I have a workbench that sits against the wall. You know whenever that happens, every screw wants to roll off the back edge and down the hole.

Therefore, I want to add a backsplash, but I was thinking that while I'm at it, it would be handy to built it out and have electrical outlets (who knows, perhaps even air) in there as well.

Thoughts on how you would go about this?

I was thinking maybe a long plywood box… but what about electrical safety? Or perhaps use a metal stud… but then I'd have to enclose the open side somehow…??

What do you think?


----------



## Axis39 (Jul 3, 2019)

Proper electrical boxes inside a plywood box is fine. Air would be simple enough run through metal piping as well.

I don't think a metal stud buys you any real safety. Seriously, if you have sparks popping out of any electrical box you've installed, you've got bigger problems!


----------



## CFrye (May 13, 2013)

KISS Method: a piece of plywood (or pegboard framed out) added to the back of the bench and add a power strip. Hubby recently added a pull down from the ceiling reel type power cord in the shop. Very handy when needed and retracts out of the way when not. I know that there are air hose versions as well. My 2 cents.


----------



## BurlyBob (Mar 13, 2012)

All of those like really fine ideas. Just remember to figure out how to your going to move your bench to the next shop.


----------



## SMP (Aug 29, 2018)

What i would do is take some 3/4 ply i had laying around, cut to the length of bench. Screw a power outlet/surge protector onto it horizontally(most have keyholes on the back for mounting), mount air outlet onto it if desired. Then screw the plywood to the back of the bench so the outlets are at least a few inches higher than the bench.
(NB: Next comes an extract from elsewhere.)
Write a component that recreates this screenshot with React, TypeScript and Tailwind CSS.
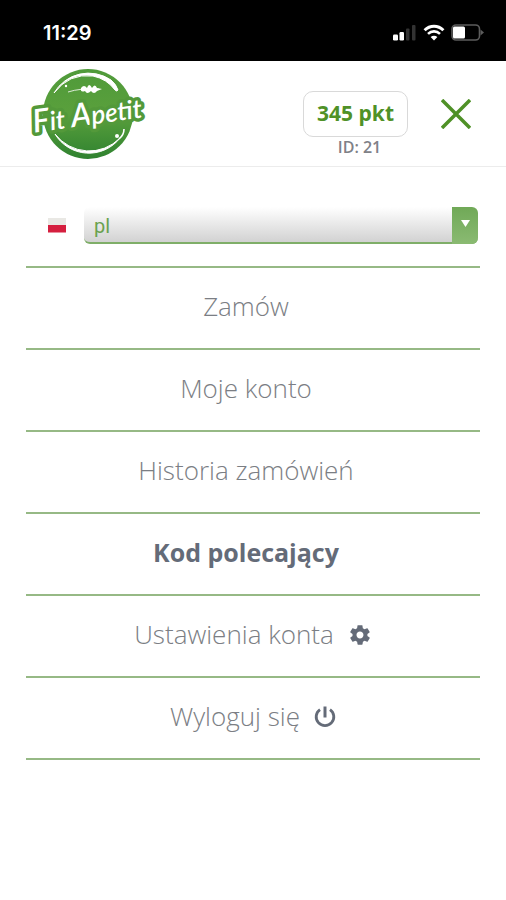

Live with it like that a few weeks to see how i like it.


----------



## John Smith_inFL (Dec 15, 2017)

this is the "backsplash" on my hobby bench. (more of a "backboard").
personally, I prefer the electrical outlets below the table top so you 
don't drag cords on top of the work surfaces and projects being worked on.
framed out pegboard can be very handy in organizing your frequently used tools.
[and a couple of 18" thin fluorescent lights help with the vision impaired].
a photo of your workbench would be helpful for more appropriate feedback.



















.


----------



## MrRon (Jul 9, 2009)

> this is the "backsplash" on my hobby bench. (more of a "backboard").
> personally, I prefer the electrical outlets below the table top so you
> don t drag cords on top of the work surfaces and projects being worked on.
> framed out pegboard can be very handy in organizing your frequently used tools.
> ...


----------



## totalrewind (Mar 6, 2012)

> this is the "backsplash" on my hobby bench. (more of a "backboard").
> personally, I prefer the electrical outlets below the table top so you
> don t drag cords on top of the work surfaces and projects being worked on.
> framed out pegboard can be very handy in organizing your frequently used tools.
> ...


Ooh nice! My bench has steel legs, but I'm really liking the idea of screwing a plug strip to one or both ends. Good thought about dragging the cords across your project.
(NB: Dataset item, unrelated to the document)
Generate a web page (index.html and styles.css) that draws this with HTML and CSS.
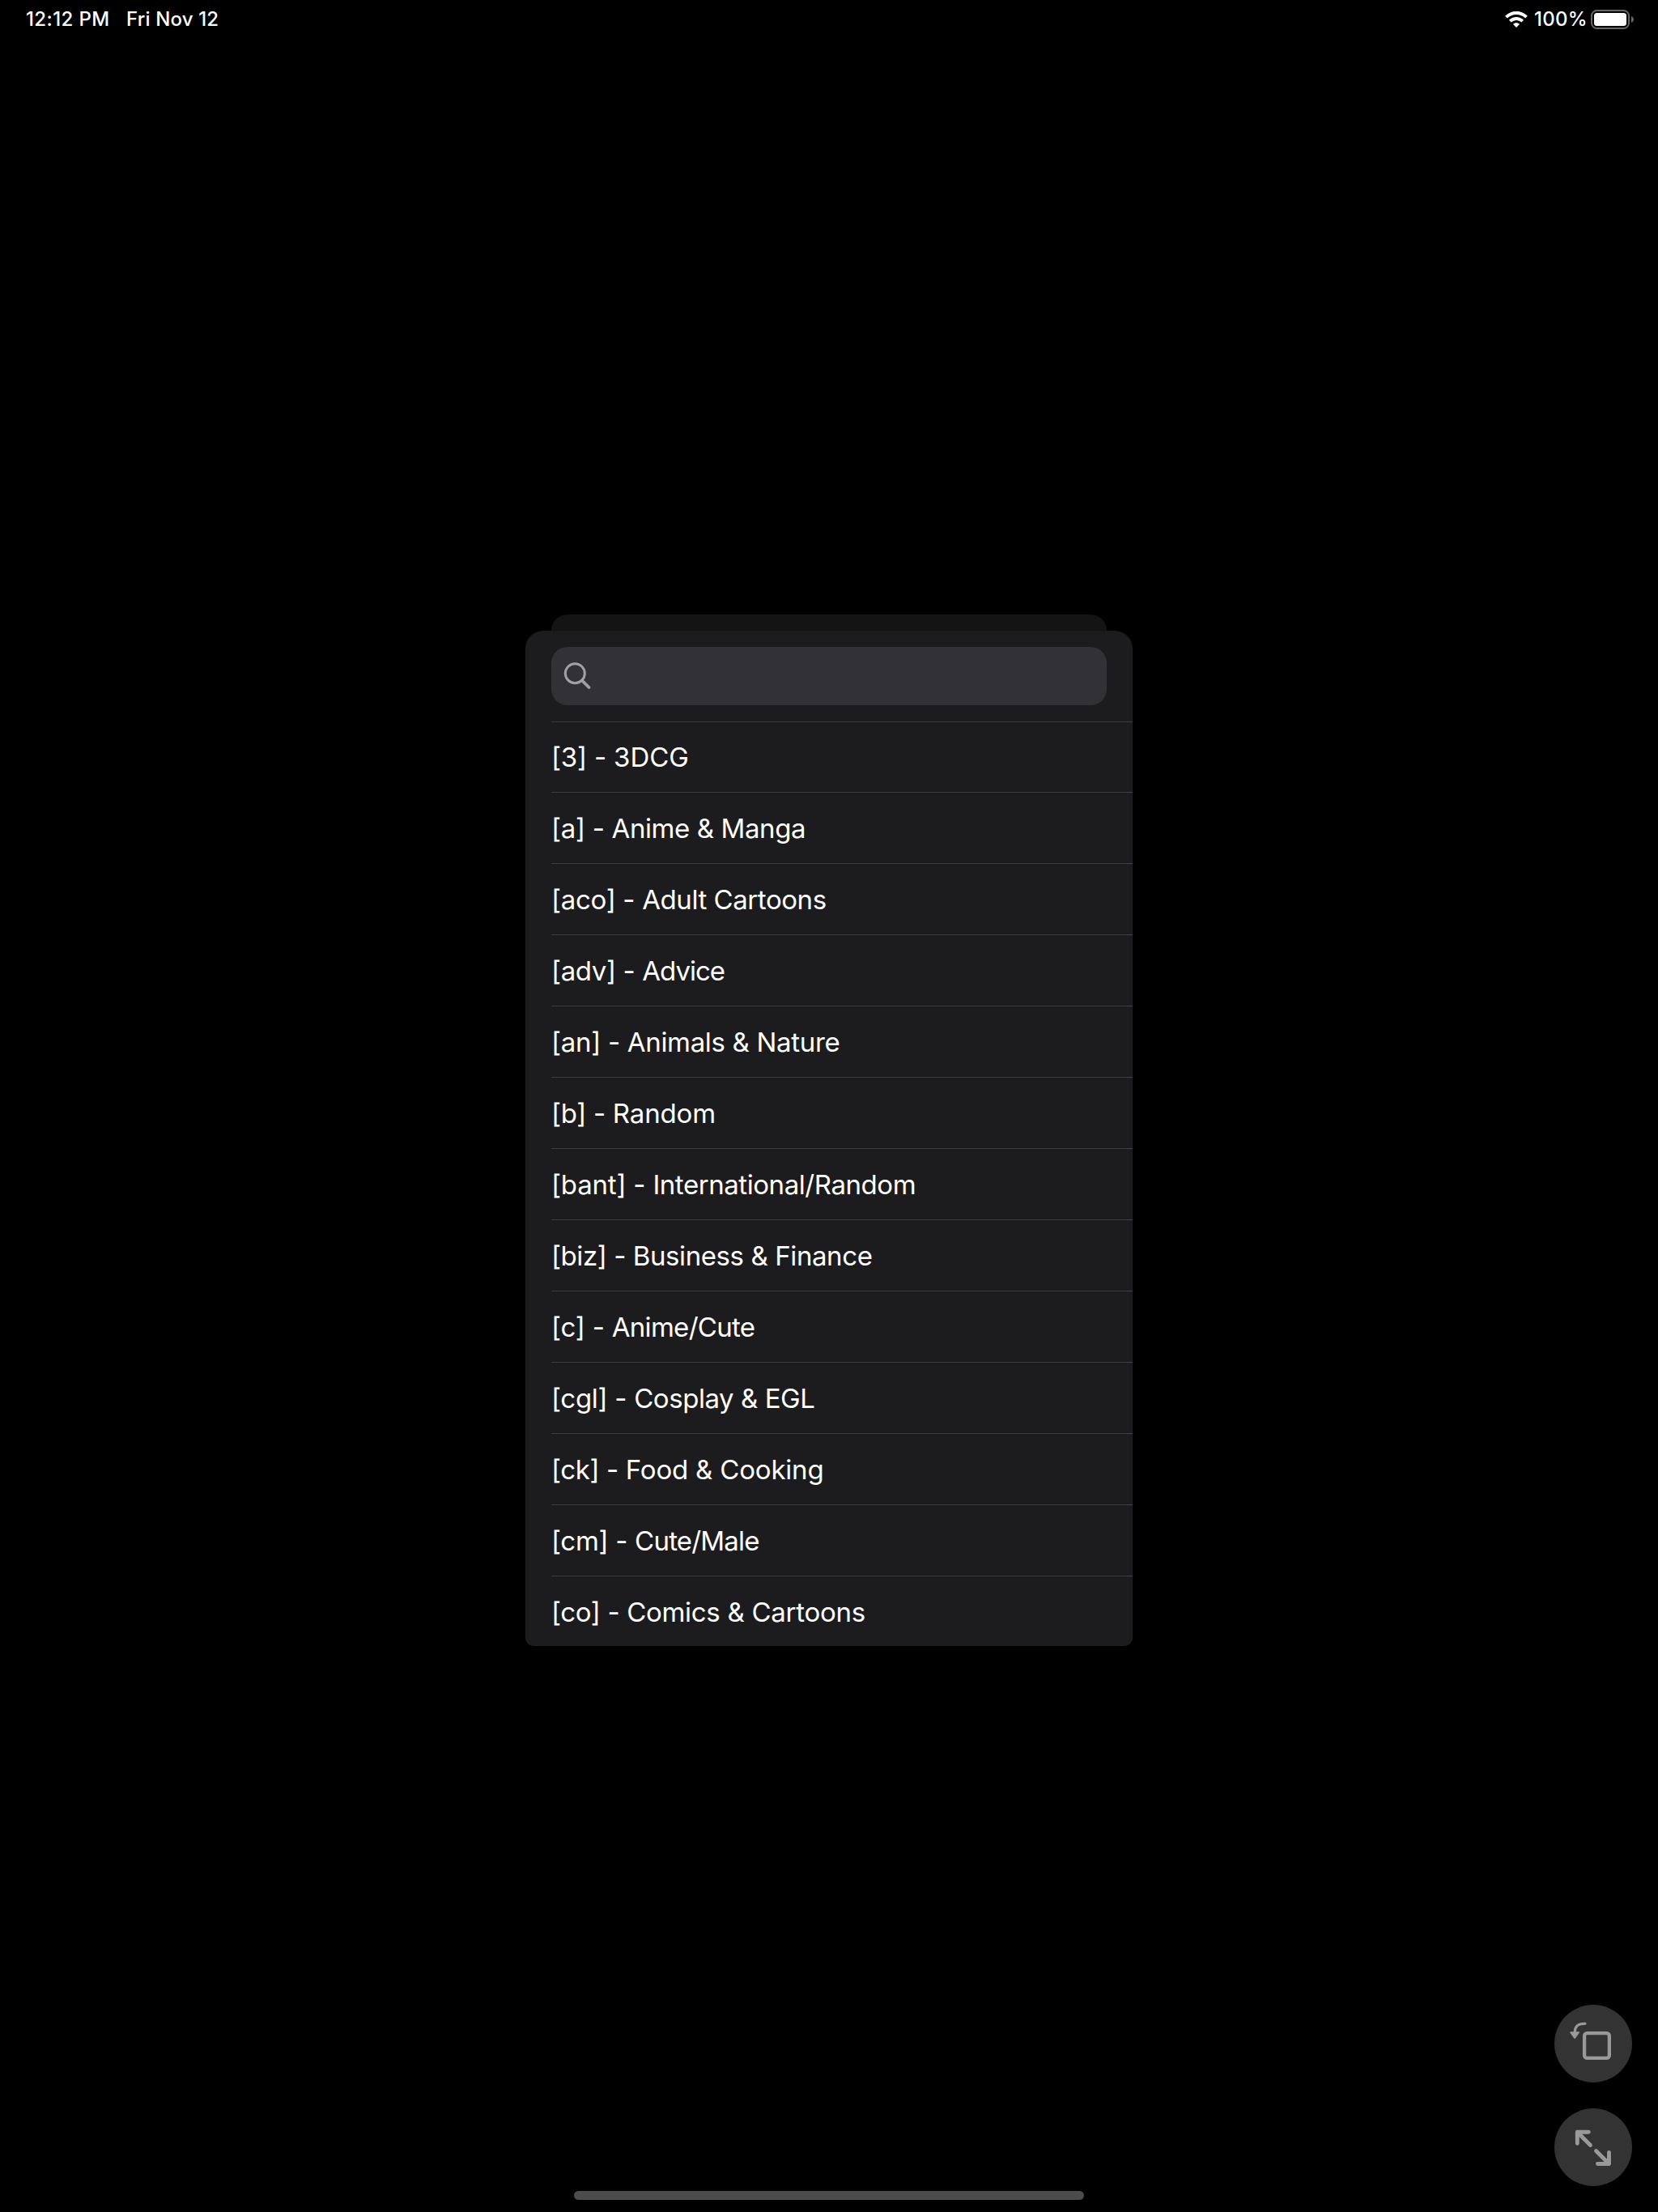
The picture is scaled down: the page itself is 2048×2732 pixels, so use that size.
FILE: index.html
```html
<!DOCTYPE html>
<html lang="en">
<head>
<meta charset="utf-8">
<title>Boards</title>
<link rel="stylesheet" href="styles.css">
</head>
<body>
<div class="screen">
  <header class="status">
    <span class="time">12:12 PM</span>
    <span class="date">Fri Nov 12</span>
    <svg class="wifi" width="28" height="20" viewBox="0 0 28 20" fill="none" stroke="#fff" stroke-width="3.9">
      <path d="M1.500 7.200C8.500 .300 19.500 .300 26.500 7.200"/>
      <path d="M6.300 12.200C10.600 7.900 17.400 7.900 21.700 12.200"/>
      <path d="M14 19.900L9.900 15.800C12.200 13.600 15.800 13.600 18.100 15.800Z" fill="#fff" stroke="none"/>
    </svg>
    <span class="level">100%</span>
    <svg class="battery" width="54" height="24" viewBox="0 0 54 24">
      <rect x="1" y="1" width="46" height="22" rx="6.500" fill="none" stroke="#666" stroke-width="2"/>
      <rect x="4" y="4" width="40" height="16" rx="3.500" fill="#fff"/>
      <path d="M50 8C54 9.500 54 14.500 50 16Z" fill="#666"/>
    </svg>
  </header>

  <main class="picker">
    <div class="sheet-behind"></div>
    <section class="sheet">
      <div class="search">
        <svg width="36" height="36" viewBox="0 0 36 36" fill="none" stroke="#a0a0a7">
          <circle cx="15.300" cy="14.700" r="12" stroke-width="3"/>
          <path d="M24 23.500L32.500 32" stroke-width="3.800" stroke-linecap="round"/>
        </svg>
      </div>
      <ul class="boards">
        <li class="board b-3"><span class="code">[3] - </span><span class="name">3DCG</span></li>
        <li class="board b-a"><span class="code">[a] - </span><span class="name">Anime &amp; Manga</span></li>
        <li class="board b-aco"><span class="code">[aco] - </span><span class="name">Adult Cartoons</span></li>
        <li class="board b-adv"><span class="code">[adv] - </span><span class="name">Advice</span></li>
        <li class="board b-an"><span class="code">[an] - </span><span class="name">Animals &amp; Nature</span></li>
        <li class="board b-b"><span class="code">[b] - </span><span class="name">Random</span></li>
        <li class="board b-bant"><span class="code">[bant] - </span><span class="name">International/Random</span></li>
        <li class="board b-biz"><span class="code">[biz] - </span><span class="name">Business &amp; Finance</span></li>
        <li class="board b-c"><span class="code">[c] - </span><span class="name">Anime/Cute</span></li>
        <li class="board b-cgl"><span class="code">[cgl] - </span><span class="name">Cosplay &amp; EGL</span></li>
        <li class="board b-ck"><span class="code">[ck] - </span><span class="name">Food &amp; Cooking</span></li>
        <li class="board b-cm"><span class="code">[cm] - </span><span class="name">Cute/Male</span></li>
        <li class="board b-co"><span class="code">[co] - </span><span class="name">Comics &amp; Cartoons</span></li>
      </ul>
    </section>
  </main>

  <div class="controls">
    <svg class="control" viewBox="0 0 96 96" fill="none" stroke="#999">
      <rect x="37.100" y="35.100" width="30.800" height="30.800" rx="3.500" stroke-width="4.300"/>
      <path d="M38 23.300C29 23 25.300 27 25.300 34" stroke-width="3.200" stroke-linecap="round"/>
      <path d="M20.200 34.200H30L25.100 41Z" fill="#999" stroke-width="2" stroke-linejoin="round"/>
    </svg>
    <svg class="control" viewBox="0 0 96 96" fill="none" stroke="#999" stroke-width="4.900" stroke-linecap="round" stroke-linejoin="round">
      <path d="M44.500 45.500L28.500 29.500M28.300 43.200V29.300H42.300"/>
      <path d="M51.500 52.500L67.500 68.500M53.500 68.500H67.500V54.500"/>
    </svg>
  </div>

  <div class="home-indicator"></div>
</div>
</body>
</html>
```

FILE: styles.css
```css
* { box-sizing: border-box; }

body {
  margin: 0;
  background: #000;
  color: #fff;
  font-family: Inter, "Liberation Sans", sans-serif;
}

.screen {
  position: relative;
  width: 2048px;
  height: 2732px;
  overflow: hidden;
  display: flex;
  flex-direction: column;
}

/* Status bar */
.status {
  display: flex;
  align-items: center;
  height: 48px;
  padding: 0 29px 0 32px;
  font-size: 24px;
  font-weight: 500;
  line-height: 48px;
  white-space: nowrap;
}
.time { width: 124px; letter-spacing: .4px; }
.date { letter-spacing: .15px; }
.wifi { margin-left: auto; margin-right: 8px; }
.level { width: 70px; letter-spacing: .3px; }

/* Board picker */
.picker {
  width: 750px;
  margin: 711px auto 0;
}
.sheet-behind {
  height: 20px;
  margin: 0 32px;
  border-radius: 20px 20px 0 0;
  background: #141414;
}
.sheet {
  height: 1254px;
  padding-top: 20px;
  border-radius: 22px 22px 10px 10px;
  background: #1c1c1e;
  overflow: hidden;
}
.search {
  display: flex;
  align-items: center;
  height: 72px;
  margin: 0 32px 20px;
  padding-left: 14px;
  border-radius: 20px;
  background: #323136;
}
.boards {
  margin: 0 0 0 32px;
  padding: 0;
  list-style: none;
}
.board {
  height: 88px;
  border-top: 1px solid #3d3d41;
  font-size: 33px;
  line-height: 88px;
  white-space: pre;
}
.board:first-child { height: 87px; line-height: 86px; }
.code { letter-spacing: -.3px; }
.name { letter-spacing: -.4px; }

.b-3 .name { letter-spacing: 0; }
.b-aco .name, .b-bant .name, .b-cgl .name { letter-spacing: -.44px; }
.b-adv .name { letter-spacing: -1px; }
.b-an .name { letter-spacing: -.32px; }
.b-b .name { letter-spacing: -.16px; }
.b-c .name { letter-spacing: -.7px; }
.b-ck .name { letter-spacing: -.19px; }
.b-cm .name { letter-spacing: -.8px; }
.b-co .name { letter-spacing: -.28px; }
.b-3 .code, .b-bant .code, .b-c .code { letter-spacing: -.2px; }
.b-adv .code, .b-ck .code, .b-co .code { letter-spacing: -.37px; }
.b-biz .code { letter-spacing: -.44px; }

/* Floating controls */
.controls {
  position: absolute;
  right: 32px;
  bottom: 32px;
  display: flex;
  flex-direction: column;
  gap: 32px;
}
.control {
  width: 96px;
  height: 96px;
  border-radius: 50%;
  background: #333;
}

.home-indicator {
  width: 630px;
  height: 11px;
  margin: auto auto 15px;
  border-radius: 6px;
  background: #4c4c4c;
}
```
Then all I'd need is a strip of ply across the back like SMP suggested.

I already have a tool wall, but the idea of keeping the lights with the bench has great appeal. Maybe I'll do something like yours, only without a back.


----------



## OleGrump (Jun 16, 2017)

I agree with SMP. Doing it that way will allow you to see how you like the arrangement and be easy to move if/when needed. You already know that there are all manner of tool rack systems you can make to attach to the back splash as long as you make it tall enough. keeping commonly used tools like a tape and combination square, safety glasses etc there makes them SO handy to find. Also a great place to store your glues, 3-In -! oil, etc


----------